Entre las opiniones de nulo contenido científico, destacamos la siguiente, tan contundente como desacertada: "Que nuestra Luna tiene una poderosa luz propia lo vemos en cada eclipse total, pues si no desaparecería". Cualquiera que observase en directo el eclipse anular de Sol del pasado 3 de octubre de 2005 podría polemizar con este gigante de las letras. Y es que los grandes literatos (o científicos) también, a veces, se equivocan.

Todo el mundo sabe que la única luz que nuestro satélite natural emite es la que refleja. Hacia el año 1510, un artista polifacético, el inigualable Leonardo da Vinci había resuelto ya el enigma del brillo de la Luna. En el Códice Leicester, en una página titulada 'Sobre la Luna: ningún cuerpo sólido es más ligero que el aire', Da Vinci dejó escrita su creencia de que la Luna posee una atmósfera y océanos de agua. Gracias a ello, era un excelente reflector de luz. Así, los rayos solares directos o los reflejados por nuestro propio planeta iluminan la superficie lunar y tornan visible el mundo selenita.

Cuando tras la puesta de sol, la Luna en fase creciente está en el horizonte, puede observarse un resplandor fantasmal o ceniciento que ilumina débilmente el resto del disco lunar tornándolo visible. Para Leonardo, esta imagen difusa del contorno lunar es debida a la luz del Sol que, tras rebotar en los océanos de la Tierra, golpea la Luna e ilumina débilmente su superficie a oscuras.

Una buena explicación para ese espectáculo conocido desde antiguo como la Luna vieja en los brazos de la Luna nueva o claro de Tierra, aunque ahora sepamos que los océanos y la atmósfera lunares no existen.
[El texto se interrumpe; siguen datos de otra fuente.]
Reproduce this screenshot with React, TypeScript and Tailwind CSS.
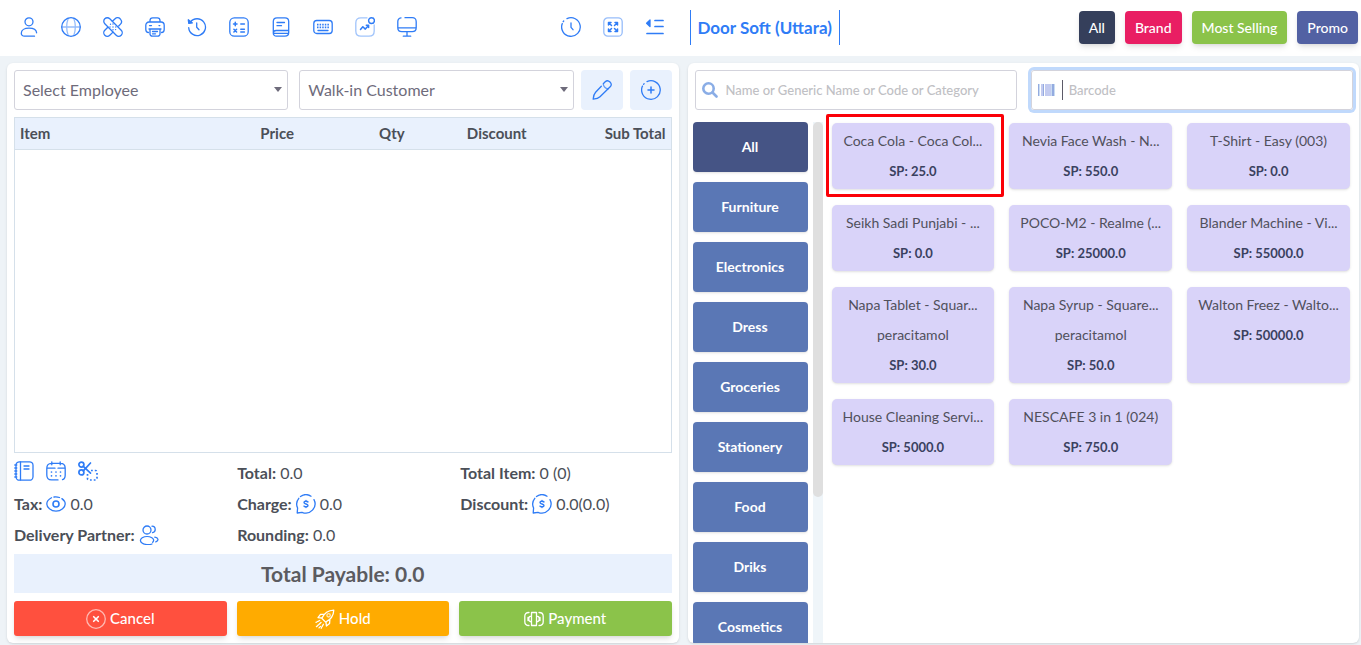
import type { ReactNode } from "react";

type IconProps = { children: ReactNode; className?: string };

function Icon({ children, className = "" }: IconProps) {
  return (
    <svg
      viewBox="0 0 20 20"
      width="20"
      height="20"
      fill="none"
      stroke="currentColor"
      strokeWidth="1.3"
      strokeLinecap="round"
      strokeLinejoin="round"
      aria-hidden="true"
      className={`shrink-0 ${className}`}
    >
      {children}
    </svg>
  );
}

const icons = {
  user: (
    <Icon>
      <circle cx="10" cy="4.8" r="4" />
      <path d="M15.5 19.2H5.5C3.5 19.2 2.3 18 2.3 16.2c0-3 3.2-5 7.7-5 4.3 0 7.4 1.9 7.6 4.6" />
    </Icon>
  ),
  globe: (
    <Icon>
      <circle cx="10" cy="10" r="9.3" />
      <g opacity="0.5">
        <path d="M1 10h18M7.2 1.4c-2 5.6-2 11.6 0 17.2M12.8 1.4c2 5.6 2 11.6 0 17.2" />
      </g>
    </Icon>
  ),
  bandage: (
    <Icon>
      <path d="M1.800 6.800a3.500 3.500 0 0 1 5-5l11.400 11.400a3.500 3.500 0 0 1-5 5z" />
      <path d="M9.400 4.300l2.700-2.600a3.600 3.600 0 0 1 5.500.6 3.600 3.600 0 0 1-.1 4.800L15.700 9M4.800 10.200l-3 3a3.500 3.500 0 0 0 5 5l3.200-3.100" />
      <path strokeWidth="1.400" d="M7.500 7.300v.01M10 7v.01M7 10v.01M10 10v.01M12.800 10v.01M10 12.800v.01M12.600 12.600v.01" />
    </Icon>
  ),
  printer: (
    <Icon>
      <path d="M5 5V3.500A2.700 2.700 0 0 1 7.700.8h4.600A2.700 2.700 0 0 1 15 3.500V5M4 5h12a3.200 3.200 0 0 1 3.200 3.200v4.300c0 2-1 3-2.700 3M3.500 15.500c-1.700 0-2.700-1-2.700-3V8.200A3.200 3.200 0 0 1 4 5" />
      <path d="M5 12v5a2.200 2.200 0 0 0 2.200 2.200h5.600A2.200 2.200 0 0 0 15 17v-5zM4 12h12M4.500 8.600h2M14 8.600h.8M7.500 14.500h5M7.500 16.800h3" />
    </Icon>
  ),
  history: (
    <Icon>
      <path d="M3.300 5.200a8.400 8.400 0 1 1-1.600 5.400" />
      <path d="M1.300 2.800l.5 3.600 3.600-.5z" fill="currentColor" />
      <path d="M9.700 5.800v4.500l2.300 2.500" />
    </Icon>
  ),
  calculator: (
    <Icon>
      <rect x=".8" y=".8" width="18.400" height="18.400" rx="4.500" />
      <path strokeWidth="1.500" d="M4.500 7h3.500M6.250 5.200v3.600M11.800 7h3.600M11.800 12.300h3.600M11.800 15h3.600M4.900 12.300l2.700 2.700M7.600 12.300l-2.700 2.700" />
    </Icon>
  ),
  book: (
    <Icon>
      <path d="M2.300 16V4.500C2.300 2 3.700.8 6 .8h8c2.400 0 3.700 1.300 3.700 3.700v11c0 2.400-1.300 3.700-3.700 3.700H5.500a3 3 0 0 1-3.200-3c0-1.600 1.200-2.700 2.900-2.700h12.500M6 5.500h7.500M6 8.700h4.500M3 16.300h14" />
    </Icon>
  ),
  keyboard: (
    <Icon>
      <rect x=".8" y="3.500" width="18.400" height="13" rx="3" />
      <path d="M5 13.500h10" />
      <path strokeWidth="1.700" strokeLinecap="butt" strokeDasharray="1.500 1.100" d="M4 7.700h12.200M4 10.300h12.200" />
    </Icon>
  ),
  chart: (
    <Icon>
      <path opacity="0.45" d="M12 .8H6C2.500.8.800 2.500.8 6v8c0 3.500 1.700 5.200 5.200 5.200h8c3.500 0 5.200-1.700 5.200-5.200V8" />
      <circle cx="16.500" cy="3.600" r="2.900" strokeWidth="1.400" />
      <path strokeWidth="1.500" d="M5.500 12.500l2.300-2.800 2.500 2.400 3-3.400M11.300 8.300h2.300v2.200" />
    </Icon>
  ),
  monitor: (
    <Icon>
      <path d="M4 .9c-2 .3-3.200 1.500-3.200 3.800v6c0 2.900 1.500 3.900 4 3.900h10.400c2.500 0 4-1 4-3.900v-6c0-2.900-1.500-4-4-4H8M1 10.800h18M10 14.800v4.300M6.300 19.200h7.400" />
    </Icon>
  ),
  clock: (
    <Icon>
      <path d="M6 1.600a9.300 9.300 0 1 1-4.700 5M2.200 4.700l.5-.7M10 6v4.300l2 2.400" />
    </Icon>
  ),
  expand: (
    <Icon>
      <rect opacity="0.5" x=".8" y=".8" width="18.400" height="18.400" rx="4" />
      <path strokeWidth="1.500" d="M5.500 8V5.500H8M5.500 5.500l3 3M12 5.500h2.500V8M14.500 5.500l-3 3M5.500 12v2.500H8M5.500 14.500l3-3M12 14.500h2.500V12M14.500 14.500l-3-3" />
    </Icon>
  ),
  outdent: (
    <Icon>
      <path strokeWidth="1.700" d="M10 3.500h8M10 9.500h8M2 16.500h16" />
      <path d="M5 3v6.500L1.600 6.200z" fill="currentColor" />
    </Icon>
  ),
  pencil: (
    <Icon>
      <path d="M11.500 3.500l1.700-1.700c1.500-1.500 3.200-1.400 4.800.2s1.700 3.300.2 4.800L8 16.700c-1.600 1.600-4.300 2.200-6.800 2.400.1-2.600.8-5.200 2.400-6.900l5.700-6" />
      <path opacity="0.7" d="M11.200 3.800c.4 2.700 2.200 4.600 5 5" />
    </Icon>
  ),
  plus: (
    <Icon>
      <path d="M6 1.600a9.300 9.300 0 1 1-4.500 4.500M2.600 4.300l.5-.6" />
      <path strokeWidth="1.500" d="M10 7v6M7 10h6" />
    </Icon>
  ),
  notebook: (
    <Icon>
      <rect x="2" y=".8" width="17" height="18.400" rx="3.500" />
      <path d="M6.500 1v18M10 5h5M10 8h5M.8 4h2M.8 7h2M.8 10h2M.8 13h2M.8 16h2" />
    </Icon>
  ),
  calendar: (
    <Icon>
      <path d="M5.800.8v3M14.200.8v3M9 7.200H1.500M19.200 7.200H12M12 18.900H5.500C2.200 18.900.8 17 .8 14V7.200c0-3 1.600-4.900 4.700-4.900h9c3.100 0 4.700 1.900 4.700 4.900V14c0 2.500-1 4.200-2.700 4.700" />
      <path strokeWidth="1.700" d="M5.500 11v.01M10 11v.01M14.500 11v.01M5.500 14.800v.01M10 14.800v.01M14.500 14.800v.01" />
    </Icon>
  ),
  scissors: (
    <Icon>
      <g strokeWidth="1.700">
        <circle cx="3.400" cy="3.600" r="2.500" />
        <circle cx="3.400" cy="11.400" r="2.500" />
        <path d="M5.300 9.800L12.500 2M5.300 5.400l7.200 6.800" />
        <path strokeDasharray="1.800 2" strokeLinecap="butt" d="M13 9.500h4.500q1.500 0 1.500 1.500v6.500q0 1.500-1.500 1.500h-6.500q-1.500 0-1.500-1.500V13" />
      </g>
    </Icon>
  ),
  eye: (
    <Icon>
      <circle cx="10" cy="10" r="3" strokeWidth="1.600" />
      <path d="M5.500 3.800C2.500 5.400.8 8 .8 10c0 3.200 4 7.200 9.200 7.200s9.200-4 9.200-7.200c0-1.800-1.200-3.900-3.300-5.400M8 3c2-.4 3.800-.1 5.500.5" />
    </Icon>
  ),
  money: (
    <Icon>
      <path d="M4.500 2.500A9.300 9.300 0 0 1 15 2.200M18 5.600a9.300 9.300 0 0 1-12 12.700L1.200 19l.4-5A9.300 9.300 0 0 1 2.800 4.300" />
      <path strokeWidth="1.400" d="M12 8c-.6-.9-4-1.100-4 .5 0 1.800 4 1.200 4 3 0 1.700-3.500 1.500-4 .6M10 6.500v.5M10 13v.5" />
    </Icon>
  ),
  people: (
    <Icon>
      <circle cx="8" cy="5" r="4" />
      <path d="M13 1.200c2 .1 3.200 1.500 3.200 3.300 0 1.700-1.100 2.900-2.700 3.200M13 19c-2.800 1-7.600.8-10-1-2.200-1.600-2-3.800.2-5.200 2.700-1.700 7-1.700 9.700 0 2 1.200 2.300 3 .8 4.500M15.800 12.200c3.300.4 4.500 3.300 1 4.700" />
    </Icon>
  ),
  cancel: (
    <Icon>
      <circle opacity="0.6" cx="10" cy="10" r="9.300" />
      <path strokeWidth="1.600" d="M7.700 7.700l4.600 4.600M12.300 7.700l-4.600 4.600" />
    </Icon>
  ),
  rocket: (
    <Icon>
      <path d="M6.800 9.300c2.200-4.800 5.700-8 12-8.200-.2 6.300-3.400 9.800-8.200 12zM7 9l-4-.4 2.500-3.200 4.200-.3M11 13l.4 4 3.200-2.500.3-4.200" />
      <circle opacity="0.7" cx="13.600" cy="6.300" r="1.700" />
      <path strokeDasharray="2.500 1.200" d="M4.700 11.500L1 13.300M6 13.500l-4.700 4.300M8.400 15.200l-2.200 4M4 18.900l1.500-1.500" />
    </Icon>
  ),
  cash: (
    <Icon>
      <path d="M5 3.500C2 3.500.8 4.700.8 7.300v5.400c0 2.600 1.200 3.800 4.200 3.800M15 3.500c3 0 4.200 1.200 4.200 3.800v5.400c0 2.600-1.200 3.800-4.200 3.800" />
      <path d="M7.500 3.500h5v13h-5zM7.500 7.200a2.700 2.700 0 0 0 0 5.600M12.500 7.200a2.700 2.700 0 0 1 0 5.600M4 8.500v3M16 8.500v3" />
    </Icon>
  ),
};

const leftTools: [string, ReactNode][] = [
  ["Account", icons.user],
  ["Language", icons.globe],
  ["Fixes", icons.bandage],
  ["Print", icons.printer],
  ["Recent sales", icons.history],
  ["Calculator", icons.calculator],
  ["Register", icons.book],
  ["Keyboard", icons.keyboard],
  ["Statistics", icons.chart],
  ["Display", icons.monitor],
];

const rightTools: [string, ReactNode][] = [
  ["Clock", icons.clock],
  ["Full screen", icons.expand],
  ["Toggle menu", icons.outdent],
];

const categories = ["All", "Furniture", "Electronics", "Dress", "Groceries", "Stationery", "Food", "Driks", "Cosmetics"];

const products: { name: string; generic?: string; price: string; marked?: boolean }[] = [
  { name: "Coca Cola - Coca Col...", price: "25.0", marked: true },
  { name: "Nevia Face Wash - N...", price: "550.0" },
  { name: "T-Shirt - Easy (003)", price: "0.0" },
  { name: "Seikh Sadi Punjabi - ...", price: "0.0" },
  { name: "POCO-M2 - Realme (...", price: "25000.0" },
  { name: "Blander Machine - Vi...", price: "55000.0" },
  { name: "Napa Tablet - Squar...", generic: "peracitamol", price: "30.0" },
  { name: "Napa Syrup - Square...", generic: "peracitamol", price: "50.0" },
  { name: "Walton Freez - Walto...", price: "50000.0" },
  { name: "House Cleaning Servi...", price: "5000.0" },
  { name: "NESCAFE 3 in 1 (024)", price: "750.0" },
];

function ToolButton({ label, children }: { label: string; children: ReactNode }) {
  return (
    <button type="button" aria-label={label} className="text-[#2f7cf6]">
      {children}
    </button>
  );
}

function SelectBox({ label, value }: { label: string; value: string }) {
  return (
    <div className="relative min-w-0 flex-1">
      <select
        aria-label={label}
        className="h-10 w-full appearance-none rounded-[3px] border border-[#d3d3dc] bg-white pl-2 text-base text-[#6e6b7b]"
      >
        <option>{value}</option>
      </select>
      <svg viewBox="0 0 8 5" width="8" height="5" aria-hidden="true" className="pointer-events-none absolute top-[17px] right-[6px]">
        <path d="M0 0h8L4 5z" fill="#6e6b7b" />
      </svg>
    </div>
  );
}

function Header() {
  return (
    <header className="flex h-14 shrink-0 items-center bg-white pb-[2px]">
      <div className="flex w-1/2 items-center justify-between pr-4 pl-[19px]">
        <div className="flex gap-[22px]">
          {leftTools.map(([label, icon]) => (
            <ToolButton key={label} label={label}>{icon}</ToolButton>
          ))}
        </div>
        <div className="flex gap-[22px]">
          {rightTools.map(([label, icon]) => (
            <ToolButton key={label} label={label}>{icon}</ToolButton>
          ))}
        </div>
      </div>
      <div className="flex flex-1 items-center justify-between pr-[3px] pl-[9px]">
        <h1 className="border-x border-[#2f7cf6] px-[7px] text-[17px] leading-[35px] font-bold text-[#2f7cf6]">Door Soft (Uttara)</h1>
        <div className="flex gap-[10px] text-sm leading-[33px] font-medium text-white">
          <button type="button" className="rounded bg-[#353f5b] px-[10px] shadow-md">All</button>
          <button type="button" className="rounded bg-[#e91e63] px-[10px] shadow-md">Brand</button>
          <button type="button" className="rounded bg-[#8bc34a] px-[10px] shadow-md">Most Selling</button>
          <button type="button" className="rounded bg-[#5261a3] px-[10px] shadow-md">Promo</button>
        </div>
      </div>
    </header>
  );
}

function CartPanel() {
  return (
    <section className="flex min-w-0 flex-col rounded-md bg-white p-[7px] shadow">
      <div className="flex gap-[7px]">
        <div className="flex min-w-0 flex-1 gap-[11px]">
          <SelectBox label="Employee" value="Select Employee" />
          <SelectBox label="Customer" value="Walk-in Customer" />
        </div>
        <button type="button" aria-label="Edit customer" className="flex h-10 w-[42px] items-center justify-center rounded bg-[#e9f1fd] text-[#2f7cf6]">
          {icons.pencil}
        </button>
        <button type="button" aria-label="Add customer" className="flex h-10 w-[42px] items-center justify-center rounded bg-[#e9f1fd] text-[#2f7cf6]">
          {icons.plus}
        </button>
      </div>

      <div className="mt-[7px] min-h-[120px] flex-1 border border-[#d5e0ea]">
        <table className="w-full table-fixed text-[15px] leading-[31px] text-[#4b4f58]">
          <thead className="border-b border-[#d5e0ea] bg-[#e9f1fd]">
            <tr>
              <th className="w-[31%] pl-[5px] text-left">Item</th>
              <th className="w-[18%]">Price</th>
              <th className="w-[17%]">Qty</th>
              <th className="w-[15%]">Discount</th>
              <th className="w-[19%] pr-[5px] text-right">Sub Total</th>
            </tr>
          </thead>
        </table>
      </div>

      <div className="mt-1 grid grid-cols-3 gap-x-3 text-base leading-[31px] text-[#4b4f58]">
        <div className="flex items-center gap-3 pb-1">
          <ToolButton label="Notes">{icons.notebook}</ToolButton>
          <ToolButton label="Calendar">{icons.calendar}</ToolButton>
          <ToolButton label="Cut">{icons.scissors}</ToolButton>
        </div>
        <p><b>Total:</b> 0.0</p>
        <p><b>Total Item:</b> 0 (0)</p>
        <div className="flex items-center gap-1">
          <b>Tax:</b>
          <ToolButton label="View tax">{icons.eye}</ToolButton>
          <span>0.0</span>
        </div>
        <div className="flex items-center gap-1">
          <b>Charge:</b>
          <ToolButton label="Edit charge">{icons.money}</ToolButton>
          <span>0.0</span>
        </div>
        <div className="flex items-center gap-1">
          <b>Discount:</b>
          <ToolButton label="Edit discount">{icons.money}</ToolButton>
          <span>0.0(0.0)</span>
        </div>
        <div className="flex items-center gap-1">
          <b>Delivery Partner:</b>
          <ToolButton label="Choose delivery partner">{icons.people}</ToolButton>
        </div>
        <p><b>Rounding:</b> 0.0</p>
      </div>

      <p className="mt-1 bg-[#e9f1fd] text-center text-[21px] leading-[39px] font-bold text-[#5b5b60]">Total Payable: 0.0</p>

      <div className="mt-2 grid grid-cols-3 gap-[10px] text-[15px] font-medium text-white">
        <button type="button" className="flex h-[35px] items-center justify-center gap-1 rounded-[3px] bg-[#ff503e] shadow-md">{icons.cancel}Cancel</button>
        <button type="button" className="flex h-[35px] items-center justify-center gap-1 rounded-[3px] bg-[#ffab00] shadow-md">{icons.rocket}Hold</button>
        <button type="button" className="flex h-[35px] items-center justify-center gap-1 rounded-[3px] bg-[#8bc34a] shadow-md">{icons.cash}Payment</button>
      </div>
    </section>
  );
}

function ProductPanel() {
  return (
    <section className="flex min-h-0 min-w-0 flex-col overflow-hidden rounded-md bg-white pt-[7px] shadow">
      <div className="flex gap-[14px] pr-[6px] pl-[7px]">
        <label className="flex h-10 min-w-0 flex-1 items-center gap-2 rounded-[3px] border border-[#d3d3dc] px-[6px]">
          <svg viewBox="0 0 16 16" width="16" height="16" fill="none" stroke="#8aade6" strokeWidth="2.600" strokeLinecap="round" aria-hidden="true" className="shrink-0">
            <circle cx="6.500" cy="6.500" r="5.200" />
            <path d="M10.500 10.500l4 4" />
          </svg>
          <input
            type="text"
            aria-label="Search products"
            placeholder="Name or Generic Name or Code or Category"
            className="min-w-0 flex-1 pt-px text-[13px] text-[#6e6b7b] outline-none placeholder:font-medium placeholder:text-[#c0c0c4]"
          />
        </label>
        <label className="flex h-10 min-w-0 flex-1 items-center rounded-[3px] border border-[#d3d3dc] px-[6px] ring-3 ring-[#c0d9fc]">
          <svg viewBox="0 0 17 12" width="17" height="12" aria-hidden="true" className="shrink-0">
            <path fill="#c3cbf0" d="M3 0h2v12H3zM7 0h2v12H7zM9 0h4v12H9z" />
            <path fill="#94abe0" d="M0 0h1v12H0zM5 0h1v12H5zM14 0h2v12h-2z" />
            <path fill="#c9dcf2" d="M1 0h1v12H1zM13 0h1v12h-1zM16 0h1v12h-1z" />
          </svg>
          <span className="mr-[6px] ml-[7px] h-5 w-px bg-[#5c5a68]" />
          <input
            type="text"
            aria-label="Barcode"
            placeholder="Barcode"
            className="min-w-0 flex-1 pt-px text-[13px] text-[#6e6b7b] outline-none placeholder:font-medium placeholder:text-[#c0c0c4]"
          />
        </label>
      </div>

      <div className="mt-3 flex min-h-0 flex-1 pl-[5px]">
        <nav className="flex w-[115px] shrink-0 flex-col gap-[10px] overflow-hidden">
          {categories.map((name, i) => (
            <button
              key={name}
              type="button"
              className={`h-[50px] shrink-0 rounded text-sm font-bold text-white shadow-sm ${i === 0 ? "bg-[#455485]" : "bg-[#5a77b5]"}`}
            >
              {name}
            </button>
          ))}
        </nav>
        <div className="ml-[5px] w-[10px] shrink-0 bg-[#eff5f9]">
          <div className="h-[72%] rounded-full bg-[#dfdfdf]" />
        </div>
        <div className="grid min-w-0 flex-1 grid-cols-3 content-start gap-x-[15px] gap-y-4 pt-px pr-[9px] pl-[9px]">
          {products.map((p) => (
            <button
              key={p.name}
              type="button"
              className="relative flex min-w-0 flex-col items-center rounded-[5px] bg-[#d9d3f9] px-2 py-[3px] text-sm leading-[30px] whitespace-nowrap text-[#50505c] shadow-sm"
            >
              <span>{p.name}</span>
              {p.generic && <span>{p.generic}</span>}
              <span className="text-[13px] leading-[30px] font-bold text-[#3a4160]">SP: {p.price}</span>
              {p.marked && <span className="absolute -top-[9px] -right-[10px] -bottom-2 -left-[6px] rounded-[2px] border-3 border-[#fb0007]" />}
            </button>
          ))}
        </div>
      </div>
    </section>
  );
}

export default function App() {
  return (
    <div className="flex h-screen min-h-[560px] flex-col bg-[#eef3f7] font-['Lato',sans-serif]">
      <Header />
      <main className="grid min-h-0 flex-1 grid-cols-2 grid-rows-1 gap-[9px] pt-[7px] pr-[2px] pb-[2px] pl-[7px]">
        <CartPanel />
        <ProductPanel />
      </main>
    </div>
  );
}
Vista desde la Luna, la Tierra ofrece todo un espectáculo aunque, para un observador lunar, ésta no sale ni se pone, sino que permanece prácticamente inmóvil mientras las estrellas se deslizan lentamente por detrás.

El disco terrestre es aproximadamente cuatro veces mayor que el lunar que observamos en el cielo terrestre nocturno. La Tierra en fase llena ilumina los áridos paisajes lunares con un brillo unas 50 veces mayor con que la brillante Luna llena alumbra a la Tierra. Mientras la Tierra refleja el 37% de la luz solar que recibe (albedo de 0,37), la Luna emite sólo el 8% (albedo de 0,08).

Las noches lunares con Tierra llena son extraordinariamente claras: sería posible, incluso, leer el periódico. Es esta iluminación del suelo lunar por la Tierra o luz cenicienta la que nos permite distinguir desde nuestra posición su parte no iluminada directamente por el Sol. Gracias Leonardo.